Write out all the lines again, precisely as they stand, but without the images.

▼

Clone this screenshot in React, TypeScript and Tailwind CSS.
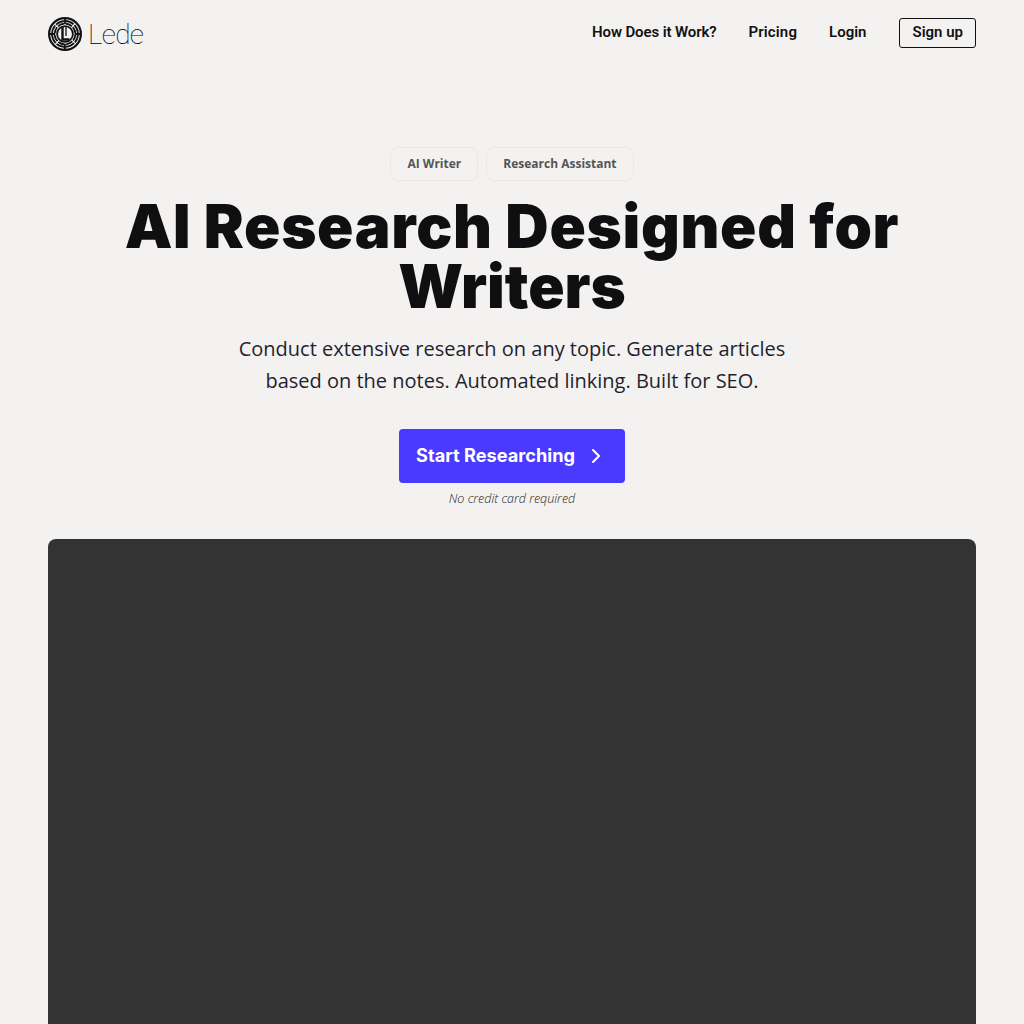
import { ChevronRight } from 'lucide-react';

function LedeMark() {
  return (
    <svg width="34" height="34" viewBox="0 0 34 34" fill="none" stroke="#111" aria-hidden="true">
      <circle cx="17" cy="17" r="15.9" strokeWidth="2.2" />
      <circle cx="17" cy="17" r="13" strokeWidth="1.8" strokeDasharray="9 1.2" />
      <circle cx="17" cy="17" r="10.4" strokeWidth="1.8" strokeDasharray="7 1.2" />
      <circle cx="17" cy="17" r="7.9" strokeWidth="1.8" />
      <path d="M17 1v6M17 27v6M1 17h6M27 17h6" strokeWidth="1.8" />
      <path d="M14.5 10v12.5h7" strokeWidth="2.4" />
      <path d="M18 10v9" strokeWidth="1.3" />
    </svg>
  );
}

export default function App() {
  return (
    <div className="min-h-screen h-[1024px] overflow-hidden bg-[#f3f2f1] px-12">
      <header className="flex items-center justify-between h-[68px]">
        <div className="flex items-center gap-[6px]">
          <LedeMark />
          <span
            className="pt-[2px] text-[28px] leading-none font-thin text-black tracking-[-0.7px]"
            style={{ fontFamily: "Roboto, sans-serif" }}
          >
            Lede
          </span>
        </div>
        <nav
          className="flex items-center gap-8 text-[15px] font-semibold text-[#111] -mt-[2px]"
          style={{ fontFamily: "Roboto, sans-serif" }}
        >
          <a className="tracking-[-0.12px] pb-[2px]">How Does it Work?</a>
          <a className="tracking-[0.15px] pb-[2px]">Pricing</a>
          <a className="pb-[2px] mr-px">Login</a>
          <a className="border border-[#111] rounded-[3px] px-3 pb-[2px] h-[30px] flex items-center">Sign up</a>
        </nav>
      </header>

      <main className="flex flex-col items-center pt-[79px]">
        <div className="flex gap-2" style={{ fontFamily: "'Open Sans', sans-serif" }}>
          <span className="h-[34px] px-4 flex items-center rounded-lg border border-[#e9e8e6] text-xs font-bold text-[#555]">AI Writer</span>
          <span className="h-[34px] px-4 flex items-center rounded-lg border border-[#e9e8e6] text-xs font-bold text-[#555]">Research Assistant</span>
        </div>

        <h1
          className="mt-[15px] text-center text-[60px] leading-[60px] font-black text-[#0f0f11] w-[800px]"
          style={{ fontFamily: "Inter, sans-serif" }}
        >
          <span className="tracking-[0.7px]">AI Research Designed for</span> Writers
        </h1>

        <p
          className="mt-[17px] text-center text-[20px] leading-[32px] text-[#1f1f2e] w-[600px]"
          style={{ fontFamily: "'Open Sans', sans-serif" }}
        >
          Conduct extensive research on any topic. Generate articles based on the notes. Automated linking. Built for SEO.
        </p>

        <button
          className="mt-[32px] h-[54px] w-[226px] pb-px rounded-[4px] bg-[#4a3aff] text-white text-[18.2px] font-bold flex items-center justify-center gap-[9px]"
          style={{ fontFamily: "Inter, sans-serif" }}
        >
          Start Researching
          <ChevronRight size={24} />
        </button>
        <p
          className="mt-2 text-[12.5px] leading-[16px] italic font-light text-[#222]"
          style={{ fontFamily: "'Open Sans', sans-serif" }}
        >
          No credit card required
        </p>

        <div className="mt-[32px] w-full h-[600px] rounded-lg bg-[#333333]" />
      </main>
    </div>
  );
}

▲

Task output:
Clone this screenshot in React, TypeScript and Tailwind CSS.
import { ChevronRight } from 'lucide-react';

function LedeMark() {
  return (
    <svg width="34" height="34" viewBox="0 0 34 34" fill="none" stroke="#111" aria-hidden="true">
      <circle cx="17" cy="17" r="15.9" strokeWidth="2.2" />
      <circle cx="17" cy="17" r="13" strokeWidth="1.8" strokeDasharray="9 1.2" />
      <circle cx="17" cy="17" r="10.4" strokeWidth="1.8" strokeDasharray="7 1.2" />
      <circle cx="17" cy="17" r="7.9" strokeWidth="1.8" />
      <path d="M17 1v6M17 27v6M1 17h6M27 17h6" strokeWidth="1.8" />
      <path d="M14.5 10v12.5h7" strokeWidth="2.4" />
      <path d="M18 10v9" strokeWidth="1.3" />
    </svg>
  );
}

export default function App() {
  return (
    <div className="min-h-screen h-[1024px] overflow-hidden bg-[#f3f2f1] px-12">
      <header className="flex items-center justify-between h-[68px]">
        <div className="flex items-center gap-[6px]">
          <LedeMark />
          <span
            className="pt-[2px] text-[28px] leading-none font-thin text-black tracking-[-0.7px]"
            style={{ fontFamily: "Roboto, sans-serif" }}
          >
            Lede
          </span>
        </div>
        <nav
          className="flex items-center gap-8 text-[15px] font-semibold text-[#111] -mt-[2px]"
          style={{ fontFamily: "Roboto, sans-serif" }}
        >
          <a className="tracking-[-0.12px] pb-[2px]">How Does it Work?</a>
          <a className="tracking-[0.15px] pb-[2px]">Pricing</a>
          <a className="pb-[2px] mr-px">Login</a>
          <a className="border border-[#111] rounded-[3px] px-3 pb-[2px] h-[30px] flex items-center">Sign up</a>
        </nav>
      </header>

      <main className="flex flex-col items-center pt-[79px]">
        <div className="flex gap-2" style={{ fontFamily: "'Open Sans', sans-serif" }}>
          <span className="h-[34px] px-4 flex items-center rounded-lg border border-[#e9e8e6] text-xs font-bold text-[#555]">AI Writer</span>
          <span className="h-[34px] px-4 flex items-center rounded-lg border border-[#e9e8e6] text-xs font-bold text-[#555]">Research Assistant</span>
        </div>

        <h1
          className="mt-[15px] text-center text-[60px] leading-[60px] font-black text-[#0f0f11] w-[800px]"
          style={{ fontFamily: "Inter, sans-serif" }}
        >
          <span className="tracking-[0.7px]">AI Research Designed for</span> Writers
        </h1>

        <p
          className="mt-[17px] text-center text-[20px] leading-[32px] text-[#1f1f2e] w-[600px]"
          style={{ fontFamily: "'Open Sans', sans-serif" }}
        >
          Conduct extensive research on any topic. Generate articles based on the notes. Automated linking. Built for SEO.
        </p>

        <button
          className="mt-[32px] h-[54px] w-[226px] pb-px rounded-[4px] bg-[#4a3aff] text-white text-[18.2px] font-bold flex items-center justify-center gap-[9px]"
          style={{ fontFamily: "Inter, sans-serif" }}
        >
          Start Researching
          <ChevronRight size={24} />
        </button>
        <p
          className="mt-2 text-[12.5px] leading-[16px] italic font-light text-[#222]"
          style={{ fontFamily: "'Open Sans', sans-serif" }}
        >
          No credit card required
        </p>

        <div className="mt-[32px] w-full h-[600px] rounded-lg bg-[#333333]" />
      </main>
    </div>
  );
}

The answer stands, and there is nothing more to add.